[begin Data block]

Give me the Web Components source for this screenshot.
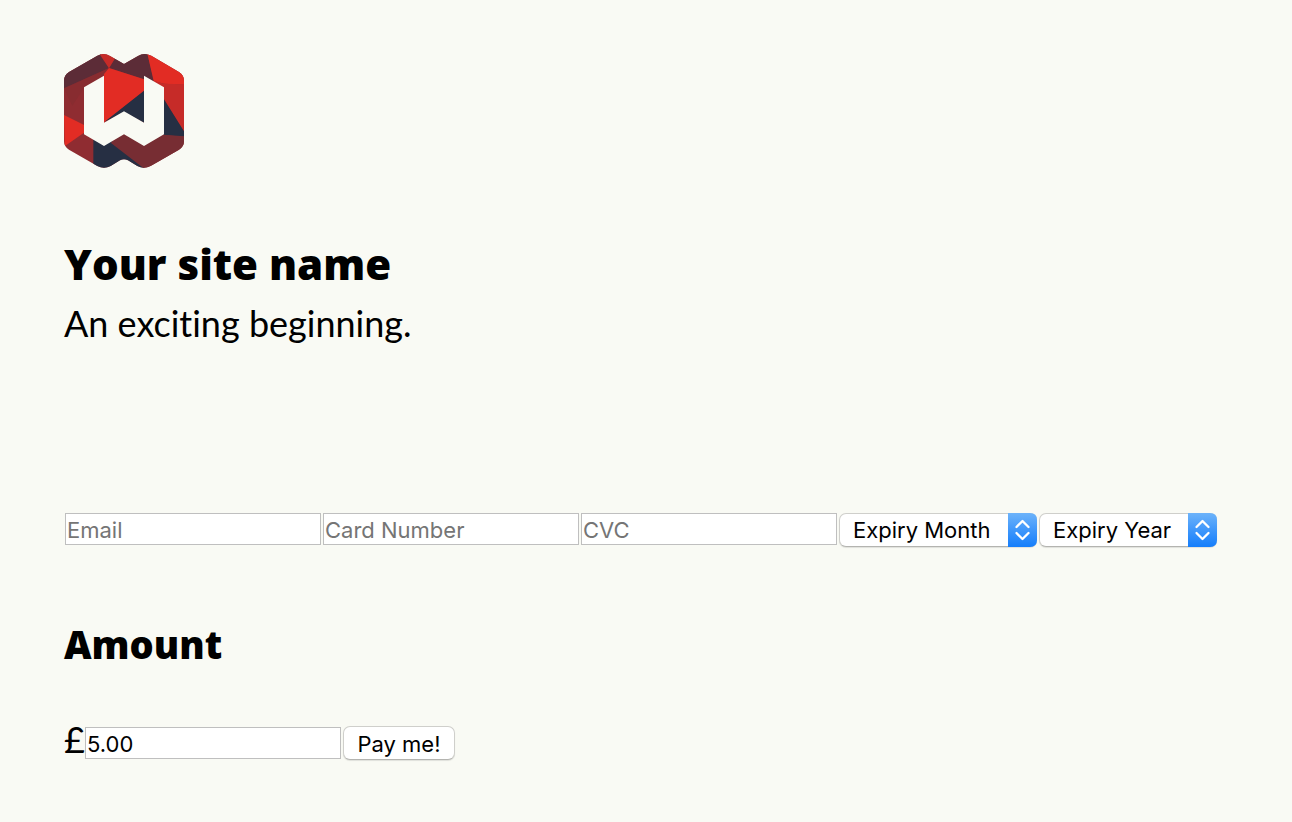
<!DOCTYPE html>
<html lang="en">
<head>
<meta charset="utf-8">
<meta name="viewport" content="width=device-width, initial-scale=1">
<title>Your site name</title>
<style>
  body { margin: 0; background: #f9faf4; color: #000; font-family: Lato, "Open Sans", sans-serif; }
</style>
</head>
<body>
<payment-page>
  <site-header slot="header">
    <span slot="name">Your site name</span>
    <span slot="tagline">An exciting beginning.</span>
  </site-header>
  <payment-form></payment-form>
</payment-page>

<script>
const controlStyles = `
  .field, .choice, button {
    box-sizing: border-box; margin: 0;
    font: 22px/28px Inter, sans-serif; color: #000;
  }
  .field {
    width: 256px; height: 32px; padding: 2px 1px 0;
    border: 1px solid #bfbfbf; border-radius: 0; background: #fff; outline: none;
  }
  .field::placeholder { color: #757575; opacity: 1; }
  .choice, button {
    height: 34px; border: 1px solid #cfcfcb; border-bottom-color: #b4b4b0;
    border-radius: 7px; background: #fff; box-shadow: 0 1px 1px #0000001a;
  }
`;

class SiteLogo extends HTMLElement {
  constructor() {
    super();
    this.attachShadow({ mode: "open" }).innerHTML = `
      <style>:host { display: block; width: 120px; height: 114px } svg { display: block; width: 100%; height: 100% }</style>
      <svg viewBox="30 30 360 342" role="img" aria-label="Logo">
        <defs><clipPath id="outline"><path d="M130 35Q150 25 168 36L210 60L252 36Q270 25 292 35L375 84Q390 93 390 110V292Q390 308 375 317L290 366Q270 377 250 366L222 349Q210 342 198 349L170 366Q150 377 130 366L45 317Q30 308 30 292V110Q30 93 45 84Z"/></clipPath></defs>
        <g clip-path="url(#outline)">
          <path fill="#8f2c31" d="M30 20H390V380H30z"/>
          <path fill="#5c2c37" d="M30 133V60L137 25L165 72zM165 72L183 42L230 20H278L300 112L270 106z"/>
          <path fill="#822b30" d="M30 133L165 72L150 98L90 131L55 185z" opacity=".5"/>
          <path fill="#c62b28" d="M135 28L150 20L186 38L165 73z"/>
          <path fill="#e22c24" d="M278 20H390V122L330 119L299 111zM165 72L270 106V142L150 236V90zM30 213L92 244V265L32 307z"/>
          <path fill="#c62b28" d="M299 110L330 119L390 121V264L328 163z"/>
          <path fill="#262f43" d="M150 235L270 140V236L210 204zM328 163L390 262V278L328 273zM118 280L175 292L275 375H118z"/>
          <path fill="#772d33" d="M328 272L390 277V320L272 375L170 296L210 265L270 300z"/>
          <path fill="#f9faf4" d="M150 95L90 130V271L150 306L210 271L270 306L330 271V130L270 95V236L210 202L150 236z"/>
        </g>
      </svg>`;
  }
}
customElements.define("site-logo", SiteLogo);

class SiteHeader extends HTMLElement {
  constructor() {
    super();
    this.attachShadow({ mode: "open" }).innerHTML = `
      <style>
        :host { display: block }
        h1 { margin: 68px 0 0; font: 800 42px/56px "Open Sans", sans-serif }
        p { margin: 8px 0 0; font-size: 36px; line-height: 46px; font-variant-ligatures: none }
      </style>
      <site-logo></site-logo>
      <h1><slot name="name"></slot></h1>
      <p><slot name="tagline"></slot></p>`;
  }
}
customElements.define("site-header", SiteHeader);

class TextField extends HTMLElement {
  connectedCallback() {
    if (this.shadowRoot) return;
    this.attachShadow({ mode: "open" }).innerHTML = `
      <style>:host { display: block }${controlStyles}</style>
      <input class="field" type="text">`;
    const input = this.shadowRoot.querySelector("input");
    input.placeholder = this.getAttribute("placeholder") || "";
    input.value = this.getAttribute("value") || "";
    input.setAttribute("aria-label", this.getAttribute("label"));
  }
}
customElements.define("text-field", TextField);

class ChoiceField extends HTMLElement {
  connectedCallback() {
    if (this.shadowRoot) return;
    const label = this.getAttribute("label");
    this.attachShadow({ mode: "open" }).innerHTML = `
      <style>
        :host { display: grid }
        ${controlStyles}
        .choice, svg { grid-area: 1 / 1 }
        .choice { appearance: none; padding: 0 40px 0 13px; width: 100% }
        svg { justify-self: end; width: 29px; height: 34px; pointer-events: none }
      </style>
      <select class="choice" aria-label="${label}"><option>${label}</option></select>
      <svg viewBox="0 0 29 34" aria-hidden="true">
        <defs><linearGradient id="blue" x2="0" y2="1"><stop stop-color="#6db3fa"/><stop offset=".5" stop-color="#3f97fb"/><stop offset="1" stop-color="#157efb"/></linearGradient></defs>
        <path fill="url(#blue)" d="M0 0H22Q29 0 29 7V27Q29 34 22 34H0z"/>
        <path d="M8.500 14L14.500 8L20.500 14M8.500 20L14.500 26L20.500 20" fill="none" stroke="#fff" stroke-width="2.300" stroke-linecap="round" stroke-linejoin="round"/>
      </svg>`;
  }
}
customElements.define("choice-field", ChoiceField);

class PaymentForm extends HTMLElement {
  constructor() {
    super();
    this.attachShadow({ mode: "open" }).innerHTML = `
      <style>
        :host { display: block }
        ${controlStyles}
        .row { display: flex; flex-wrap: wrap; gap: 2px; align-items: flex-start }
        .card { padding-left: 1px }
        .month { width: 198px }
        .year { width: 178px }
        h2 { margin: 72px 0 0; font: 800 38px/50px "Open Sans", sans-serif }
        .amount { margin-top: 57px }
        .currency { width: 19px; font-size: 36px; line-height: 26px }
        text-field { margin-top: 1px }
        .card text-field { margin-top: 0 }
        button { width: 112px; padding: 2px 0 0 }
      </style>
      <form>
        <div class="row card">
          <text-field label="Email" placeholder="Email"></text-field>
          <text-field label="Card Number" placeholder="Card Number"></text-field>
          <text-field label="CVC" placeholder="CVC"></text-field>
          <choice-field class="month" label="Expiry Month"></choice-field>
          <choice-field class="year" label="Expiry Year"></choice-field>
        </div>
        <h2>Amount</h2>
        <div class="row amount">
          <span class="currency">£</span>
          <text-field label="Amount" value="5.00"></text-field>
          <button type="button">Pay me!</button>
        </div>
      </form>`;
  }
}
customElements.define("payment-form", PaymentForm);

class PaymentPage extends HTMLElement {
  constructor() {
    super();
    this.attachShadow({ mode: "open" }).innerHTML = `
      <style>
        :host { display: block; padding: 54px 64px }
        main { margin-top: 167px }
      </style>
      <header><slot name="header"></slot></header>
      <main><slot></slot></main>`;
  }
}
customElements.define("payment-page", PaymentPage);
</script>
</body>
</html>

[end Data block]

Problem to solve: Copy out the listing exactly as it stands, but not the pictures.

Response to this task:
Give me the Web Components source for this screenshot.
<!DOCTYPE html>
<html lang="en">
<head>
<meta charset="utf-8">
<meta name="viewport" content="width=device-width, initial-scale=1">
<title>Your site name</title>
<style>
  body { margin: 0; background: #f9faf4; color: #000; font-family: Lato, "Open Sans", sans-serif; }
</style>
</head>
<body>
<payment-page>
  <site-header slot="header">
    <span slot="name">Your site name</span>
    <span slot="tagline">An exciting beginning.</span>
  </site-header>
  <payment-form></payment-form>
</payment-page>

<script>
const controlStyles = `
  .field, .choice, button {
    box-sizing: border-box; margin: 0;
    font: 22px/28px Inter, sans-serif; color: #000;
  }
  .field {
    width: 256px; height: 32px; padding: 2px 1px 0;
    border: 1px solid #bfbfbf; border-radius: 0; background: #fff; outline: none;
  }
  .field::placeholder { color: #757575; opacity: 1; }
  .choice, button {
    height: 34px; border: 1px solid #cfcfcb; border-bottom-color: #b4b4b0;
    border-radius: 7px; background: #fff; box-shadow: 0 1px 1px #0000001a;
  }
`;

class SiteLogo extends HTMLElement {
  constructor() {
    super();
    this.attachShadow({ mode: "open" }).innerHTML = `
      <style>:host { display: block; width: 120px; height: 114px } svg { display: block; width: 100%; height: 100% }</style>
      <svg viewBox="30 30 360 342" role="img" aria-label="Logo">
        <defs><clipPath id="outline"><path d="M130 35Q150 25 168 36L210 60L252 36Q270 25 292 35L375 84Q390 93 390 110V292Q390 308 375 317L290 366Q270 377 250 366L222 349Q210 342 198 349L170 366Q150 377 130 366L45 317Q30 308 30 292V110Q30 93 45 84Z"/></clipPath></defs>
        <g clip-path="url(#outline)">
          <path fill="#8f2c31" d="M30 20H390V380H30z"/>
          <path fill="#5c2c37" d="M30 133V60L137 25L165 72zM165 72L183 42L230 20H278L300 112L270 106z"/>
          <path fill="#822b30" d="M30 133L165 72L150 98L90 131L55 185z" opacity=".5"/>
          <path fill="#c62b28" d="M135 28L150 20L186 38L165 73z"/>
          <path fill="#e22c24" d="M278 20H390V122L330 119L299 111zM165 72L270 106V142L150 236V90zM30 213L92 244V265L32 307z"/>
          <path fill="#c62b28" d="M299 110L330 119L390 121V264L328 163z"/>
          <path fill="#262f43" d="M150 235L270 140V236L210 204zM328 163L390 262V278L328 273zM118 280L175 292L275 375H118z"/>
          <path fill="#772d33" d="M328 272L390 277V320L272 375L170 296L210 265L270 300z"/>
          <path fill="#f9faf4" d="M150 95L90 130V271L150 306L210 271L270 306L330 271V130L270 95V236L210 202L150 236z"/>
        </g>
      </svg>`;
  }
}
customElements.define("site-logo", SiteLogo);

class SiteHeader extends HTMLElement {
  constructor() {
    super();
    this.attachShadow({ mode: "open" }).innerHTML = `
      <style>
        :host { display: block }
        h1 { margin: 68px 0 0; font: 800 42px/56px "Open Sans", sans-serif }
        p { margin: 8px 0 0; font-size: 36px; line-height: 46px; font-variant-ligatures: none }
      </style>
      <site-logo></site-logo>
      <h1><slot name="name"></slot></h1>
      <p><slot name="tagline"></slot></p>`;
  }
}
customElements.define("site-header", SiteHeader);

class TextField extends HTMLElement {
  connectedCallback() {
    if (this.shadowRoot) return;
    this.attachShadow({ mode: "open" }).innerHTML = `
      <style>:host { display: block }${controlStyles}</style>
      <input class="field" type="text">`;
    const input = this.shadowRoot.querySelector("input");
    input.placeholder = this.getAttribute("placeholder") || "";
    input.value = this.getAttribute("value") || "";
    input.setAttribute("aria-label", this.getAttribute("label"));
  }
}
customElements.define("text-field", TextField);

class ChoiceField extends HTMLElement {
  connectedCallback() {
    if (this.shadowRoot) return;
    const label = this.getAttribute("label");
    this.attachShadow({ mode: "open" }).innerHTML = `
      <style>
        :host { display: grid }
        ${controlStyles}
        .choice, svg { grid-area: 1 / 1 }
        .choice { appearance: none; padding: 0 40px 0 13px; width: 100% }
        svg { justify-self: end; width: 29px; height: 34px; pointer-events: none }
      </style>
      <select class="choice" aria-label="${label}"><option>${label}</option></select>
      <svg viewBox="0 0 29 34" aria-hidden="true">
        <defs><linearGradient id="blue" x2="0" y2="1"><stop stop-color="#6db3fa"/><stop offset=".5" stop-color="#3f97fb"/><stop offset="1" stop-color="#157efb"/></linearGradient></defs>
        <path fill="url(#blue)" d="M0 0H22Q29 0 29 7V27Q29 34 22 34H0z"/>
        <path d="M8.500 14L14.500 8L20.500 14M8.500 20L14.500 26L20.500 20" fill="none" stroke="#fff" stroke-width="2.300" stroke-linecap="round" stroke-linejoin="round"/>
      </svg>`;
  }
}
customElements.define("choice-field", ChoiceField);

class PaymentForm extends HTMLElement {
  constructor() {
    super();
    this.attachShadow({ mode: "open" }).innerHTML = `
      <style>
        :host { display: block }
        ${controlStyles}
        .row { display: flex; flex-wrap: wrap; gap: 2px; align-items: flex-start }
        .card { padding-left: 1px }
        .month { width: 198px }
        .year { width: 178px }
        h2 { margin: 72px 0 0; font: 800 38px/50px "Open Sans", sans-serif }
        .amount { margin-top: 57px }
        .currency { width: 19px; font-size: 36px; line-height: 26px }
        text-field { margin-top: 1px }
        .card text-field { margin-top: 0 }
        button { width: 112px; padding: 2px 0 0 }
      </style>
      <form>
        <div class="row card">
          <text-field label="Email" placeholder="Email"></text-field>
          <text-field label="Card Number" placeholder="Card Number"></text-field>
          <text-field label="CVC" placeholder="CVC"></text-field>
          <choice-field class="month" label="Expiry Month"></choice-field>
          <choice-field class="year" label="Expiry Year"></choice-field>
        </div>
        <h2>Amount</h2>
        <div class="row amount">
          <span class="currency">£</span>
          <text-field label="Amount" value="5.00"></text-field>
          <button type="button">Pay me!</button>
        </div>
      </form>`;
  }
}
customElements.define("payment-form", PaymentForm);

class PaymentPage extends HTMLElement {
  constructor() {
    super();
    this.attachShadow({ mode: "open" }).innerHTML = `
      <style>
        :host { display: block; padding: 54px 64px }
        main { margin-top: 167px }
      </style>
      <header><slot name="header"></slot></header>
      <main><slot></slot></main>`;
  }
}
customElements.define("payment-page", PaymentPage);
</script>
</body>
</html>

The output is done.